Ahh, the stress of trying to figure out what to write about is getting way too high at the moment. Perfect topic. Stress levels! Ok, wait. That sounds even more boring than talking about food and polar bear dreams. But it’s not. Most people in America (the country without siestas and limited vacation time at work) deal with a phenomenal amount of stress today than ever before. Money, family, societal pressures, traffic, work, student loans (please tell me that’s not just me!), health insurance and the list goes on and on. Did I mention traffic?

Living on the East Coast my entire life, I’ve never known anything but the hustle and bustle of metropolitan areas. I grew up right outside of Baltimore City, visited New York City a few times a year and am currently living right outside of Washington D.C. I honestly don’t know what life would be like without traffic, and tons of it. My roommate does though. The native Kansanite (??) that he is said he only remembers one traffic jam in his life. I jokingly asked if it was because of a cow. And he seriously replied that it was due to several cows…

I also don’t know how I would survive without the plethora of free entertainment that comes from living near major cities (hello, Smithsonian museums in D.C.  and Friday night movies in Fed Hill in Baltimore). Ok, so there are pros and cons to living near some of the biggest cities in the country. But let’s really focus on traffic. Whether it’s public transportation or trying to get to work from anywhere inside or outside the beltway, it’s usually slow-going, frustrating and miserable. I used to bang my head on the steering wheel. I used to yell in frustration. I used to honk and give people mean faces (hey, I couldn’t help it). But a few life changing things happened and I realized that the level of stress I experienced in traffic, and all parts of my life, was having an extremely negative impact on my life. My energy was focused on negativity and it was ugly. Not only that, I usually had a headache after severe stress moments like those in the car. And we all know headaches are not ok!
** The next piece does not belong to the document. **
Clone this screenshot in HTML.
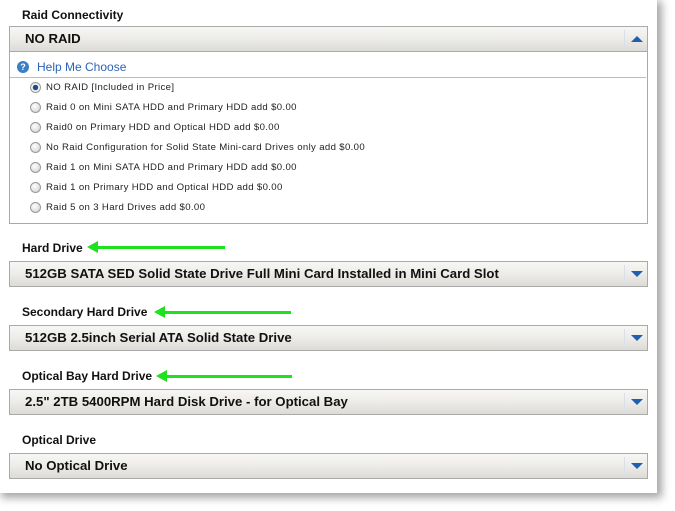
<!DOCTYPE html>
<html><head><style>
body{margin:0;width:675px;height:511px;background:#fff;position:relative;overflow:hidden;font-family:"Liberation Sans",Arial,sans-serif}
.card{position:absolute;left:0;top:0;width:657px;height:493px;background:#fff;box-shadow:3px 3px 8px 2px rgba(0,0,0,.35)}
.lbl{position:absolute;left:22px;font-size:12px;font-weight:bold;color:#111}
.dd{position:absolute;left:9px;width:637px;height:24px;border:1px solid #aaa;background:linear-gradient(#f7f7f5,#ebeae6 55%,#dcdbd6);}
.dd span{position:absolute;left:15px;top:4px;font-size:13.2px;font-weight:bold;color:#111}
.dd i{position:absolute;right:22px;top:3px;height:18px;border-left:1px solid #d8dfe8}
.dd b{position:absolute;right:4px;top:9px;width:0;height:0;border-left:6px solid transparent;border-right:6px solid transparent;border-top:6px solid #1e5fb0}
.dd b.up{border-top:0;border-bottom:6px solid #1e5fb0;top:9px}
.box{position:absolute;left:9px;top:26px;width:637px;height:196px;border:1px solid #aaa}
.r{position:absolute;left:30px;font-size:9.6px;letter-spacing:.35px;color:#222}
.r:before{content:"";position:absolute;left:0;top:0;width:9px;height:9px;border:1px solid #999;border-radius:50%;background:radial-gradient(circle at 40% 35%,#fff,#ccc)}
.r.on:before{background:radial-gradient(circle,#1a4f8a 0 2.5px,#fff 3px,#ccc)}
.r em{font-style:normal;margin-left:16px}
.arrow{position:absolute;height:3px;background:#1de21d}
.arrow:before{content:"";position:absolute;left:-10px;top:-5px;border-top:6.5px solid transparent;border-bottom:6.5px solid transparent;border-right:11px solid #1de21d}
</style></head><body>
<div class="card"></div>
<div class="lbl" style="top:8px">Raid Connectivity</div>
<div class="box"></div>
<div class="dd" style="top:26px"><span>NO RAID</span><i></i><b class="up"></b></div>
<div style="position:absolute;left:10px;top:77px;width:636px;border-top:1px solid #bbb"></div>
<div style="position:absolute;left:17px;top:61px;width:12px;height:12px;border-radius:50%;background:#3a7fc4;color:#fff;font-size:9px;font-weight:bold;text-align:center;line-height:12px">?</div>
<div style="position:absolute;left:37px;top:60px;font-size:12px;color:#2b64b5">Help Me Choose</div>
<div class="r on" style="top:82px"><em>NO RAID [Included in Price]</em></div>
<div class="r" style="top:102px"><em>Raid 0 on Mini SATA HDD and Primary HDD add $0.00</em></div>
<div class="r" style="top:122px"><em>Raid0 on Primary HDD and Optical HDD add $0.00</em></div>
<div class="r" style="top:142px"><em>No Raid Configuration for Solid State Mini-card Drives only add $0.00</em></div>
<div class="r" style="top:162px"><em>Raid 1 on Mini SATA HDD and Primary HDD add $0.00</em></div>
<div class="r" style="top:182px"><em>Raid 1 on Primary HDD and Optical HDD add $0.00</em></div>
<div class="r" style="top:202px"><em>Raid 5 on 3 Hard Drives add $0.00</em></div>

<div class="lbl" style="top:241px">Hard Drive</div>
<div class="arrow" style="left:97px;top:246px;width:128px"></div>
<div class="dd" style="top:261px"><span>512GB SATA SED Solid State Drive Full Mini Card Installed in Mini Card Slot</span><i></i><b></b></div>

<div class="lbl" style="top:305px">Secondary Hard Drive</div>
<div class="arrow" style="left:164px;top:311px;width:127px"></div>
<div class="dd" style="top:325px"><span>512GB 2.5inch Serial ATA Solid State Drive</span><i></i><b></b></div>

<div class="lbl" style="top:369px">Optical Bay Hard Drive</div>
<div class="arrow" style="left:166px;top:375px;width:126px"></div>
<div class="dd" style="top:389px"><span>2.5" 2TB 5400RPM Hard Disk Drive - for Optical Bay</span><i></i><b></b></div>

<div class="lbl" style="top:433px">Optical Drive</div>
<div class="dd" style="top:453px"><span>No Optical Drive</span><i></i><b></b></div>
</body></html>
The fact of the matter is that traffic will be there. I had no power over anything. Except how I responded. Instead of yelling in frustration, I did some relaxation breathing in the car. I looked at the scenery around me (granted, not a whole lot on the beltway, but cars are scenery too!) and thought about it. I let my mind wander. I did some light stretching. Well, sort of light… at one point my foot was almost out of sunroof, but hey, it felt good! (WARNING: Do not attempt unless stuck in completely stopped traffic! Please!)
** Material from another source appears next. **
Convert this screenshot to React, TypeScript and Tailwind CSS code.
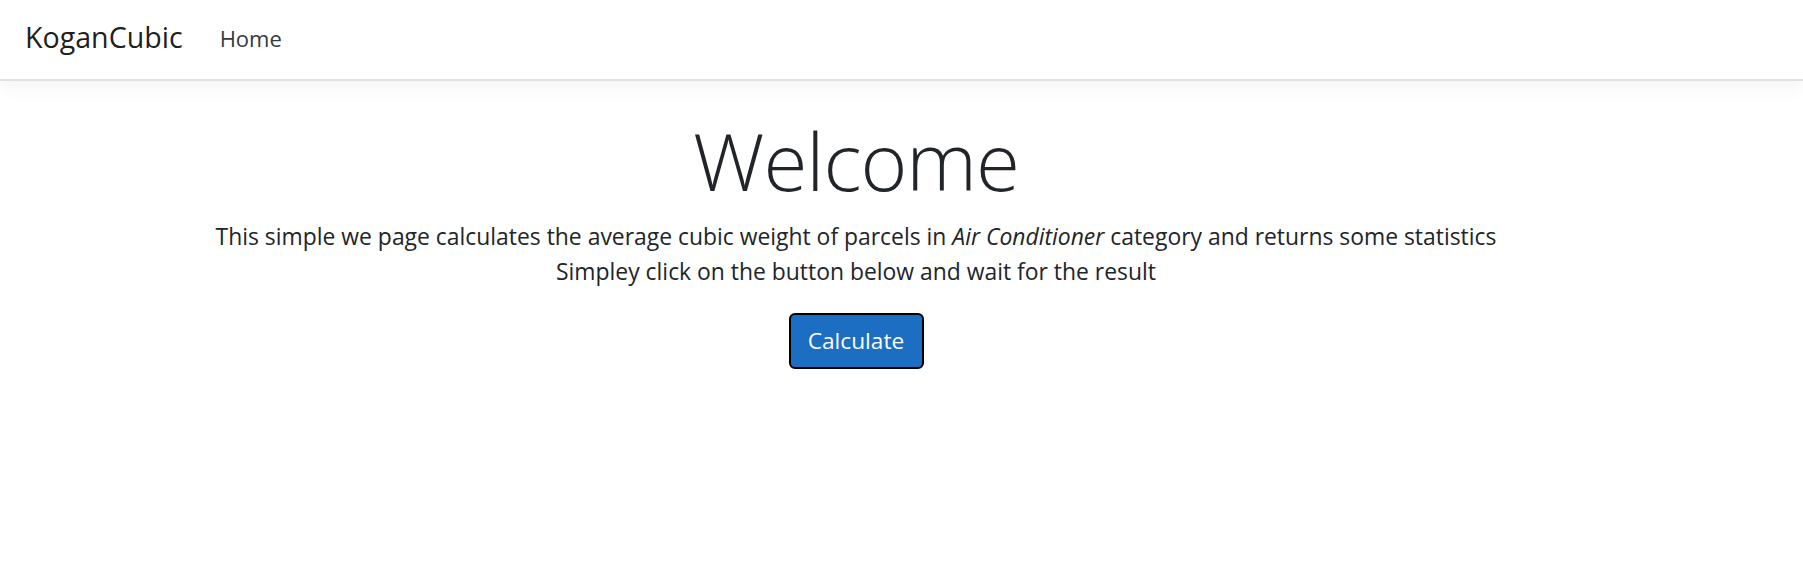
import React from "react";

export default function App() {
  return (
    <div className="min-h-[580px] bg-white text-[#212529]" style={{ fontFamily: "'Open Sans', 'Noto Sans', sans-serif" }}>
      <nav className="h-[81px] pb-[4px] border-b-2 border-[#dee2e6] shadow-[0_6px_18px_rgba(0,0,0,0.05)] flex items-center px-[25px]">
        <span className="text-[28.6px] text-black/90 leading-none">KoganCubic</span>
        <span className="ml-[37px] text-[22px] text-[#343a40] leading-none">Home</span>
      </nav>
      <main className="w-[1712px] text-center pt-[31px]">
        <h1 className="text-[80px] font-light leading-[1.2] tracking-[-1px]">Welcome</h1>
        <p className="text-[22.9px] leading-[35px] mt-[11px]">
          This simple we page calculates the average cubic weight of parcels in <em>Air Conditioner</em> category and returns some statistics
          <br />
          Simpley click on the button below and wait for the result
        </p>
        <button className="mt-[24px] w-[135px] h-[56px] bg-[#1b6ec2] text-white text-[22.7px] rounded-[6px] border-2 border-black">
          Calculate
        </button>
      </main>
    </div>
  );
}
Zen. Say it with me- “Zen.” Feels good, right? We’ve all heard the term Zen. Images of calm will probably wash over your mind as you think about the word. And that is exactly what it means. The word Zen can be loosely translated as meaning “meditation.” It is a school within Buddhism (a religion AND philosophy I have recently taken great interest in). The idea behind Zen has to do with an enlightenment of your person. It is about living in the moment and quieting your internal chatter. This idea is relaxing and meditative, and something I am striving to do more of in my own life. Zen. It’s a beautiful word.

Stressors are always present. They will only impact your life in the way you allow them to impact your life. Stress causes health problems. It is bad for digestion. It causes blemishes. It makes people cranky. Instead of letting stress consume your life, have the power of Zen so you can control the stress. Easier said than done, of course, but it is a path I’m willing to spend a lot of time walking down. I’m willing to take my time and breathe.